%%
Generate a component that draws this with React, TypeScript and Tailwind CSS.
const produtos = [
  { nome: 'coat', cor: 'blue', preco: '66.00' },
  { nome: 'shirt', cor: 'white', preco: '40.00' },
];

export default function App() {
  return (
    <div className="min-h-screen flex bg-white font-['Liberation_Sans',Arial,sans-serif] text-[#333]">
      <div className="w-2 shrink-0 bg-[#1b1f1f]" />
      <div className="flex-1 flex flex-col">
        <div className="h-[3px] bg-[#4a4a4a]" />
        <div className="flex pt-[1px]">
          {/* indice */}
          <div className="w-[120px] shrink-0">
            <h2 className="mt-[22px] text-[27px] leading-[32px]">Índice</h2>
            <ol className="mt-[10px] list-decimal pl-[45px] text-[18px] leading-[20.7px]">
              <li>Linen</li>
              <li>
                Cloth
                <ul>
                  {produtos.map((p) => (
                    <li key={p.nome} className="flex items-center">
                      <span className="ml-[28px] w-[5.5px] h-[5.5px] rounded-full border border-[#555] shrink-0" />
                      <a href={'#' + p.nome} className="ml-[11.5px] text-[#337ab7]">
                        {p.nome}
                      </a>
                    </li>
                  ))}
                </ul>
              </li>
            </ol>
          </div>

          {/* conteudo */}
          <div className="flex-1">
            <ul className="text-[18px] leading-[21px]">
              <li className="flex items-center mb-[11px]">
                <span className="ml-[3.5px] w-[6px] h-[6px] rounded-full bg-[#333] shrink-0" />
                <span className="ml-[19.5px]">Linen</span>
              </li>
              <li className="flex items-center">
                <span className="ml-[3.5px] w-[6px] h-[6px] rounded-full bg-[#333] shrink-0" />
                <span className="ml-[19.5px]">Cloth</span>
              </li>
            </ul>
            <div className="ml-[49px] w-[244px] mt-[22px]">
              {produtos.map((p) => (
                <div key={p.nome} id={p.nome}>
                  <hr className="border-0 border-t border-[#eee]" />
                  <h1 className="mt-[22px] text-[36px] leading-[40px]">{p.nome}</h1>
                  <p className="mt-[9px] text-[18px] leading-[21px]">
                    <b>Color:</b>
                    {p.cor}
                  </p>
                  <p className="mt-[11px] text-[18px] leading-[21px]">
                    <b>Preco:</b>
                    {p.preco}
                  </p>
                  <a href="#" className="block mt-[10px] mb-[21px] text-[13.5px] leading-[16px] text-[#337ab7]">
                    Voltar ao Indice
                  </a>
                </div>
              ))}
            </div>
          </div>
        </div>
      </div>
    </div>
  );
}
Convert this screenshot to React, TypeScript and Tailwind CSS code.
%%
Objective
All of the data needs to be reproduced exactly, with no line missing.

Result for this task
Generate a component that draws this with React, TypeScript and Tailwind CSS.
const produtos = [
  { nome: 'coat', cor: 'blue', preco: '66.00' },
  { nome: 'shirt', cor: 'white', preco: '40.00' },
];

export default function App() {
  return (
    <div className="min-h-screen flex bg-white font-['Liberation_Sans',Arial,sans-serif] text-[#333]">
      <div className="w-2 shrink-0 bg-[#1b1f1f]" />
      <div className="flex-1 flex flex-col">
        <div className="h-[3px] bg-[#4a4a4a]" />
        <div className="flex pt-[1px]">
          {/* indice */}
          <div className="w-[120px] shrink-0">
            <h2 className="mt-[22px] text-[27px] leading-[32px]">Índice</h2>
            <ol className="mt-[10px] list-decimal pl-[45px] text-[18px] leading-[20.7px]">
              <li>Linen</li>
              <li>
                Cloth
                <ul>
                  {produtos.map((p) => (
                    <li key={p.nome} className="flex items-center">
                      <span className="ml-[28px] w-[5.5px] h-[5.5px] rounded-full border border-[#555] shrink-0" />
                      <a href={'#' + p.nome} className="ml-[11.5px] text-[#337ab7]">
                        {p.nome}
                      </a>
                    </li>
                  ))}
                </ul>
              </li>
            </ol>
          </div>

          {/* conteudo */}
          <div className="flex-1">
            <ul className="text-[18px] leading-[21px]">
              <li className="flex items-center mb-[11px]">
                <span className="ml-[3.5px] w-[6px] h-[6px] rounded-full bg-[#333] shrink-0" />
                <span className="ml-[19.5px]">Linen</span>
              </li>
              <li className="flex items-center">
                <span className="ml-[3.5px] w-[6px] h-[6px] rounded-full bg-[#333] shrink-0" />
                <span className="ml-[19.5px]">Cloth</span>
              </li>
            </ul>
            <div className="ml-[49px] w-[244px] mt-[22px]">
              {produtos.map((p) => (
                <div key={p.nome} id={p.nome}>
                  <hr className="border-0 border-t border-[#eee]" />
                  <h1 className="mt-[22px] text-[36px] leading-[40px]">{p.nome}</h1>
                  <p className="mt-[9px] text-[18px] leading-[21px]">
                    <b>Color:</b>
                    {p.cor}
                  </p>
                  <p className="mt-[11px] text-[18px] leading-[21px]">
                    <b>Preco:</b>
                    {p.preco}
                  </p>
                  <a href="#" className="block mt-[10px] mb-[21px] text-[13.5px] leading-[16px] text-[#337ab7]">
                    Voltar ao Indice
                  </a>
                </div>
              ))}
            </div>
          </div>
        </div>
      </div>
    </div>
  );
}
Convert this screenshot to React, TypeScript and Tailwind CSS code.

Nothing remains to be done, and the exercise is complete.